The Wisconsin Supreme Court disagreed on invoking laches in an appeal case that concerns a defendant’s rights in a 2007 homicide conviction. Last week, a 4-3 majority upheld imposing laches in the case, prompting the response “Really?” in one of the arguments.

Joshua Wren was convicted of reckless homicide in 2007 at the age of 16. A Milwaukee County judge sentenced him to 21 years of initial confinement and nine years of extended supervision, longer than recommended.
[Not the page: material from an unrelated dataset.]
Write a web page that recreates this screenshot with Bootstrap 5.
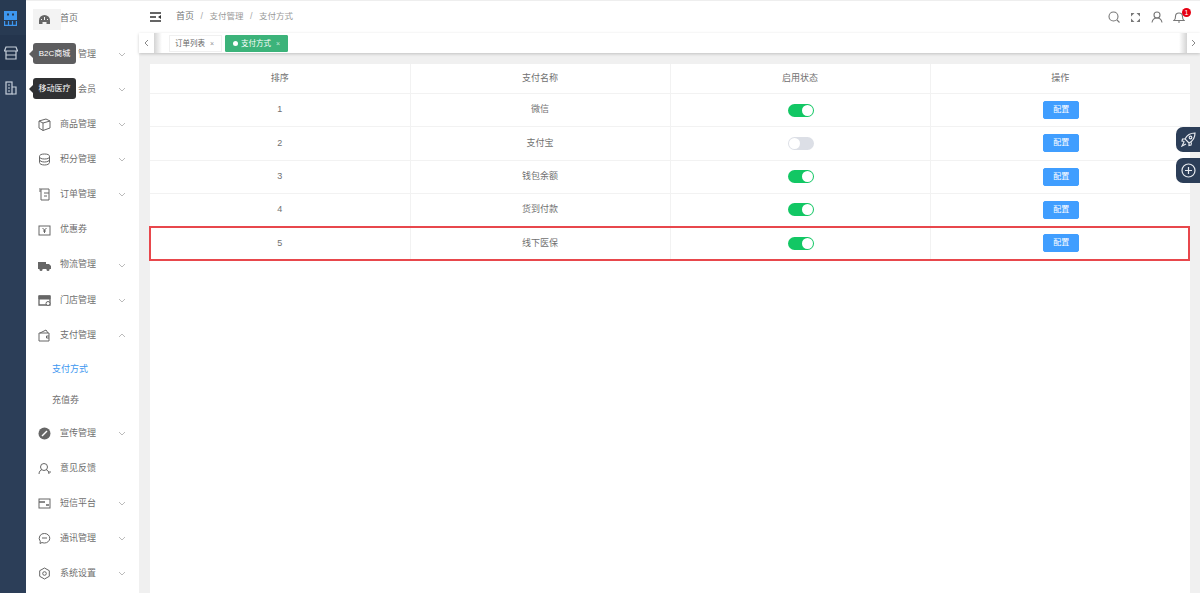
<!DOCTYPE html>
<html lang="zh"><head><meta charset="utf-8"><title>支付方式</title>
<link href="https://cdn.jsdelivr.net/npm/bootstrap@5.3.0/dist/css/bootstrap.min.css" rel="stylesheet">
<style>
html,body{height:593px;overflow:hidden}
body{font-family:"Liberation Sans","Noto Sans CJK SC",sans-serif;font-size:9px;color:#666;background:#f0f0f0}
svg{display:block;flex:none}
.shell{height:593px}
.rail{width:26px;background:#2c3e58;flex:none;position:relative}
.rail-item{height:35px;display:flex;align-items:center;justify-content:center;color:#c6cfda;padding-right:5px}
.rail-item.act{color:#3d97f0;background:#283a52}
.rail-item.mid{background:#24354d}
.tip{position:absolute;left:33px;height:21px;background:#303133;color:#fff;border-radius:3px;font-size:8px;line-height:21px;width:43px;text-align:center;white-space:nowrap}
.tip::before{content:"";position:absolute;left:-4px;top:7px;border:4px solid transparent;border-left:0;border-right-color:#303133}
.tip.t1{top:43px;background:#5d5d5f}.tip.t1::before{border-right-color:#5d5d5f}
.tip.t2{top:78px}
.side{width:113px;background:#fff;flex:none;padding-top:1.6px;box-shadow:inset 0 1px 0 #eee}
.mi{height:35.15px;display:flex;align-items:center;padding-left:12px;color:#6f6f6f;position:relative}
.mi .ic{width:13px;height:13px;margin-right:9px;color:#666;position:relative}
.mi .ch{margin-left:auto;margin-right:13px;color:#bbb}
.mi.home::before{content:"";position:absolute;left:7px;top:7px;width:28px;height:21px;background:#f3f3f3}
.hid{margin-left:18px}
.gap-ic{width:13px;margin-right:9px}
.sub{height:31.4px;display:flex;align-items:center;padding:2px 0 0 26px;color:#6f6f6f}
.sub.on{color:#3d97f0}
.main{min-width:0;flex:1 1 0}
.topbar{height:33px;background:#fff;padding:0 15px 0 11px;border-top:1px solid #eee}
.crumb{margin-left:15px;color:#777}
.crumb i{font-style:normal;margin:0 6.500px;color:#aaa}
.crumb .pale{color:#999;font-size:8.500px}
.tools{gap:10px}
.tabs{height:20px;background:#fff;box-shadow:0 1px 3px rgba(0,0,0,.2);position:relative}
.tab-arrow{width:15px;display:flex;align-items:center;justify-content:center;color:#888;height:20px;flex:none}
.tab-arrow.rt{width:13px}
.tab-fade{width:8px;height:20px;background:linear-gradient(90deg,#d4d4d4,#fff);margin-right:7px;flex:none}
.tab-fade.r{background:linear-gradient(90deg,#fff,#d4d4d4);margin:0 0 0 auto}
.tabi{height:17px;line-height:15px;font-size:7.500px;padding:0 7px 0 5px;margin:1px 3px 0 0;background:#fff;color:#666;border:1px solid #f0f0f0;white-space:nowrap}
.tabi.on{background:#3cb37a;color:#fff;border-color:#3cb37a;border-radius:1px;padding:0 7px}
.dot{display:inline-block;width:5px;height:5px;border-radius:50%;background:#fff;margin-right:3px;vertical-align:0}
.x{margin-left:5px;font-size:7px;opacity:.7}
.content{padding:11px 10px 0 11px;height:540px;position:relative}
.panel{height:100%;background:#fff}
.pay{table-layout:fixed;background:#fff;margin:0;font-size:9px;color:#707070;--bs-table-color:#707070;--bs-table-bg:#fff}
.pay th,.pay td{text-align:center;vertical-align:middle;padding:0;border-color:#f2f2f2;font-weight:400;border-width:0 1px 1px 0}
.pay th:last-child,.pay td:last-child{border-right:0}
.pay thead tr{height:29.5px}
.pay tbody tr{height:33.3px}
.hlbox{position:absolute;left:10px;top:173px;width:1041px;height:35px;border:2px solid #e8474c;pointer-events:none}
.sw{display:inline-block;width:26px;height:13px;border-radius:7px;background:#12c764;position:relative;vertical-align:middle;margin-left:2px}
.sw::after{content:"";position:absolute;right:1px;top:1px;width:11px;height:11px;border-radius:50%;background:#fff}
.sw.off{background:#dcdfe6}.sw.off::after{right:auto;left:1px}
.cfg{--bs-btn-bg:#409eff;--bs-btn-border-color:#409eff;--bs-btn-color:#fff;--bs-btn-hover-bg:#409eff;--bs-btn-hover-color:#fff;--bs-btn-padding-x:0;--bs-btn-padding-y:0;--bs-btn-font-size:8px;--bs-btn-border-radius:2px;width:36px;height:18px;line-height:16px;display:inline-block;vertical-align:middle;margin-left:2px}
.float{position:absolute;right:0;width:24px;height:25px;background:#2c3e58;border-radius:7px 0 0 7px;color:#e6e9ee;display:flex;align-items:center;justify-content:center}
.float.f1{top:127px}.float.f2{top:158px}
.bell{position:relative}
.badge-dot{position:absolute;left:9px;top:-3px;width:9px;height:9px;border-radius:50%;background:#e60012;color:#fff;font-size:7px;line-height:9px;text-align:center}
</style></head><body>
<div class="d-flex shell position-relative">
 <div class="rail">
  <div class="rail-item act"><svg width="13" height="16" viewBox="0 0 13 16" fill="currentColor"><path d="M0 1h13v9H0zM3 3.500v2h2v-2zM8 3.500v2h2v-2z" fill-rule="evenodd"/><path d="M.6 11v4.400h11.800V11M4.500 11v4M8.500 11v4" fill="none" stroke="currentColor" stroke-width="1.200"/></svg></div>
  <div class="rail-item mid"><svg width="14" height="14" viewBox="0 0 14 14" fill="none" stroke="currentColor" stroke-width="1.200"><path d="M2 1h10l1.500 4h-13z"/><path d="M2 5v8h10V5M2 9h10"/></svg></div>
  <div class="rail-item"><svg width="12" height="14" viewBox="0 0 12 14" fill="none" stroke="currentColor" stroke-width="1.200"><rect x="1" y="1" width="6" height="12"/><path d="M7 6h4v7H7M3 4h2M3 7h2M3 10h2"/></svg></div>
 </div>
 <div class="tip t1">B2C商城</div>
 <div class="tip t2">移动医疗</div>
 <nav class="side">
  <div class="mi home"><svg class="ic" viewBox="0 0 13 13" fill="currentColor"><path d="M6.500 2A5.500 5.500 0 0 0 1 7.500V11h3.500V9h4v2H12V7.500A5.500 5.500 0 0 0 6.500 2zM6 4h1v3H6zM3 6h1v1H3zM9 6h1v1H9z" fill-rule="evenodd"/></svg>首页</div>
  <div class="mi"><span class="gap-ic"></span><span class="hid">管理</span><svg class="ch" width="8" height="5" viewBox="0 0 8 5" fill="none" stroke="currentColor"><path d="M1 1l3 3 3-3"/></svg></div>
  <div class="mi"><span class="gap-ic"></span><span class="hid">会员</span><svg class="ch" width="8" height="5" viewBox="0 0 8 5" fill="none" stroke="currentColor"><path d="M1 1l3 3 3-3"/></svg></div>
  <div class="mi"><svg class="ic" viewBox="0 0 13 13" fill="none" stroke="currentColor"><path d="M1 3l7-2 4 2v7l-7 2.500L1 10zM1 3l4 2v7.500M5 5l7-2"/></svg>商品管理<svg class="ch" width="8" height="5" viewBox="0 0 8 5" fill="none" stroke="currentColor"><path d="M1 1l3 3 3-3"/></svg></div>
  <div class="mi"><svg class="ic" viewBox="0 0 13 13" fill="none" stroke="currentColor"><ellipse cx="6.500" cy="3.500" rx="5" ry="2.500"/><path d="M1.500 3.500v6c0 1.400 2.200 2.500 5 2.500s5-1.100 5-2.500v-6M1.500 6.500c0 1.400 2.200 2.500 5 2.500s5-1.100 5-2.500"/></svg>积分管理<svg class="ch" width="8" height="5" viewBox="0 0 8 5" fill="none" stroke="currentColor"><path d="M1 1l3 3 3-3"/></svg></div>
  <div class="mi"><svg class="ic" viewBox="0 0 13 13" fill="none" stroke="currentColor"><path d="M1 1h10v2M3 1v11h2M3 3H1M6 5h5M6 8h3M11 3v9H5"/></svg>订单管理<svg class="ch" width="8" height="5" viewBox="0 0 8 5" fill="none" stroke="currentColor"><path d="M1 1l3 3 3-3"/></svg></div>
  <div class="mi"><svg class="ic" viewBox="0 0 13 13" fill="none" stroke="currentColor"><rect x="1" y="2" width="11" height="9"/><path d="M4.500 4l2 2 2-2M6.500 6v3M5 7h3" /></svg>优惠券</div>
  <div class="mi"><svg class="ic" viewBox="0 0 13 13" fill="currentColor"><rect x="0" y="3" width="8" height="7"/><path d="M8 5h3l2 2v3H8z"/><circle cx="3" cy="10.500" r="1.500"/><circle cx="10" cy="10.500" r="1.500"/></svg>物流管理<svg class="ch" width="8" height="5" viewBox="0 0 8 5" fill="none" stroke="currentColor"><path d="M1 1l3 3 3-3"/></svg></div>
  <div class="mi"><svg class="ic" viewBox="0 0 13 13" fill="none" stroke="currentColor"><path d="M1 2h11v9H1z" stroke-width="1.300"/><path d="M1 2h11v3H1z" fill="currentColor"/><circle cx="10" cy="9.500" r="2" fill="#fff"/></svg>门店管理<svg class="ch" width="8" height="5" viewBox="0 0 8 5" fill="none" stroke="currentColor"><path d="M1 1l3 3 3-3"/></svg></div>
  <div class="mi"><svg class="ic" viewBox="0 0 13 13" fill="none" stroke="currentColor"><path d="M2 4l6-3 2 3M1 4h10v8H1zM11 7H8.500v2H11"/></svg>支付管理<svg class="ch" width="8" height="5" viewBox="0 0 8 5" fill="none" stroke="currentColor"><path d="M1 4l3-3 3 3"/></svg></div>
  <div class="sub on">支付方式</div>
  <div class="sub">充值券</div>
  <div class="mi"><svg class="ic" viewBox="0 0 13 13"><circle cx="6.500" cy="6.500" r="6" fill="currentColor"/><path d="M4 9l5-5" stroke="#fff" stroke-width="1.500"/></svg>宣传管理<svg class="ch" width="8" height="5" viewBox="0 0 8 5" fill="none" stroke="currentColor"><path d="M1 1l3 3 3-3"/></svg></div>
  <div class="mi"><svg class="ic" viewBox="0 0 13 13" fill="none" stroke="currentColor"><circle cx="6" cy="5" r="3.500"/><path d="M1 12c0-3 2-4 3-4.500M11 12c0-3-2-4-3-4.500M10 10h3"/></svg>意见反馈</div>
  <div class="mi"><svg class="ic" viewBox="0 0 13 13" fill="none" stroke="currentColor"><rect x="1" y="2" width="11" height="9"/><path d="M1 5h6M8 8h3" stroke-width="1.500"/></svg>短信平台<svg class="ch" width="8" height="5" viewBox="0 0 8 5" fill="none" stroke="currentColor"><path d="M1 1l3 3 3-3"/></svg></div>
  <div class="mi"><svg class="ic" viewBox="0 0 13 13" fill="none" stroke="currentColor"><path d="M6.500 1.500a5 4.500 0 0 1 0 9.500c-1 0-2-.2-2.500-.5L2 11.500l.3-2.200A4.800 4.800 0 0 1 6.500 1.500zM4 6h5"/></svg>通讯管理<svg class="ch" width="8" height="5" viewBox="0 0 8 5" fill="none" stroke="currentColor"><path d="M1 1l3 3 3-3"/></svg></div>
  <div class="mi"><svg class="ic" viewBox="0 0 13 13" fill="none" stroke="currentColor"><path d="M6.500 1l4.800 2.700v5.600L6.500 12 1.700 9.300V3.700z"/><circle cx="6.500" cy="6.500" r="1.800"/></svg>系统设置<svg class="ch" width="8" height="5" viewBox="0 0 8 5" fill="none" stroke="currentColor"><path d="M1 1l3 3 3-3"/></svg></div>
 </nav>
 <div class="main">
  <header class="topbar d-flex align-items-center">
   <svg width="11" height="10" viewBox="0 0 11 10" fill="none" stroke="#333" stroke-width="1.300"><path d="M0 1h11M0 5h6M0 9h11"/><path d="M11 3v4L8 5z" fill="#333" stroke="none"/></svg>
   <div class="crumb">首页<i>/</i><span class="pale">支付管理</span><i>/</i><span class="pale">支付方式</span></div>
   <div class="ms-auto d-flex align-items-center tools">
    <svg width="12" height="12" viewBox="0 0 12 12" fill="none" stroke="#777" stroke-width="1.100"><circle cx="5.500" cy="5.500" r="4.500"/><path d="M9 9l2.500 2.500"/></svg>
    <svg width="11" height="11" viewBox="0 0 11 11" fill="#777"><path d="M1 1h3.500L1 4.500zM10 1v3.500L6.500 1zM1 10V6.500L4.500 10zM10 10H6.500L10 6.500z"/></svg>
    <svg width="12" height="12" viewBox="0 0 12 12" fill="none" stroke="#777" stroke-width="1.100"><circle cx="6" cy="4" r="3"/><path d="M1 11.500c.5-3 2.500-4.500 5-4.500s4.500 1.500 5 4.500"/></svg>
    <div class="bell"><svg width="12" height="12" viewBox="0 0 12 12" fill="none" stroke="#777" stroke-width="1.100"><path d="M1 9.500c1.500-1 1.500-2.500 1.500-4a3.500 3.500 0 0 1 7 0c0 1.500 0 3 1.500 4zM5 11h2"/></svg><span class="badge-dot">1</span></div>
   </div>
  </header>
  <div class="tabs d-flex align-items-center">
   <div class="tab-arrow"><svg width="5" height="8" viewBox="0 0 5 8" fill="none" stroke="currentColor"><path d="M4 1L1 4l3 3"/></svg></div>
   <div class="tab-fade"></div>
   <div class="tabi">订单列表<span class="x">×</span></div>
   <div class="tabi on"><span class="dot"></span>支付方式<span class="x">×</span></div>
   <div class="tab-fade r"></div>
   <div class="tab-arrow rt"><svg width="5" height="8" viewBox="0 0 5 8" fill="none" stroke="currentColor"><path d="M1 1l3 3-3 3"/></svg></div>
  </div>
  <div class="content">
   <div class="panel">
   <table class="table pay">
    <thead><tr><th>排序</th><th>支付名称</th><th>启用状态</th><th>操作</th></tr></thead>
    <tbody>
     <tr><td>1</td><td>微信</td><td><span class="sw"></span></td><td><a class="btn cfg">配置</a></td></tr>
     <tr><td>2</td><td>支付宝</td><td><span class="sw off"></span></td><td><a class="btn cfg">配置</a></td></tr>
     <tr><td>3</td><td>钱包余额</td><td><span class="sw"></span></td><td><a class="btn cfg">配置</a></td></tr>
     <tr><td>4</td><td>货到付款</td><td><span class="sw"></span></td><td><a class="btn cfg">配置</a></td></tr>
     <tr><td>5</td><td>线下医保</td><td><span class="sw"></span></td><td><a class="btn cfg">配置</a></td></tr>
    </tbody>
   </table>
   </div>
   <div class="hlbox"></div>
  </div>
 </div>
 <div class="float f1"><svg width="15" height="15" viewBox="0 0 15 15" fill="none" stroke="currentColor" stroke-width="1.200"><path d="M14 1c-5 0-8 2-10 6l4 4c4-2 6-5 6-10zM4 7H1.500L1 9l2.500.5M8 11v2.500l2-.5.5-2.500M3 10l-2 4 4-2"/><circle cx="9.500" cy="5.500" r="1.300"/></svg></div>
 <div class="float f2"><svg width="15" height="15" viewBox="0 0 15 15" fill="none" stroke="currentColor" stroke-width="1.200"><circle cx="7.500" cy="7.500" r="6.500"/><path d="M4 7.500h7M7.500 4v7"/></svg></div>
</div>
</body></html>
Court documents say Wren’s attorney, Nikola Kostich, had then told him “not to worry” about the longer sentence because he’d file an appeal.

A decade later, Wren filed a writ of habeas corpus seeking the reinstatement of his direct appeal rights and alleging Kostich had failed to file a notice of intent to pursue postconviction relief as promised. Wren said he and his family tried to speak to Kostich on various occasions to no avail. His petition referenced Kostich’s disciplinary history to substantiate his claims. During the 2017 case, the state pleaded laches, saying Kostich died in 2014 and no case files remained. A court of appeals decided to impose laches and denied the petition.

Wren appealed to the state Supreme Court, arguing the adoption of laches was ill-considered. The appeal challenged whether the state had established that there had been unreasonable delay and prejudice in the proceedings. Chief Justice Pat Roggensack and justices Brian Hagedorn, Annette Ziegler and Dan Kelly upheld the Court of Appeals decision.

In the majority opinion, Hagedorn said unreasonable delay in laches is determined by taking into account what litigants might have known had they exercised reasonable diligence, not what they actually knew. Hagedorn said Wren knew as early as 2010 that Kostich never filed an appeal, but Wren never mentioned it in any of the four pro se motions he filed over the next several years.

“The not-so-silent argument being made is that Wren is less capable than others and should be held to a lower standard,” Hagedorn wrote. “Nothing prevented Wren from contacting another attorney. Nothing prevented Wren from researching available options to ensure he took advantage of every possible legal argument he could make.”

To which Justice Ann Walsh Bradley responded, “Really?”

In the dissenting opinion, she wrote that the majority’s decision had endorsed a significant failure in the justice system. She said Wren’s delay wasn’t unreasonable and the application of laches wasn’t fair.

“While the majority places the delay at Wren’s feet, it glosses over the underlying reason that an appeal was never filed — that Wren was abandoned by his counsel and thus completely denied the right to counsel on direct appeal in violation of the Sixth Amendment” Bradley wrote. “It is the rare member of the public who even knows of the existence of a writ of habeas corpus, let alone what it means and how and when to file such a writ.”

Justices Rebecca Bradley and Rebecca Dallet joined the dissent.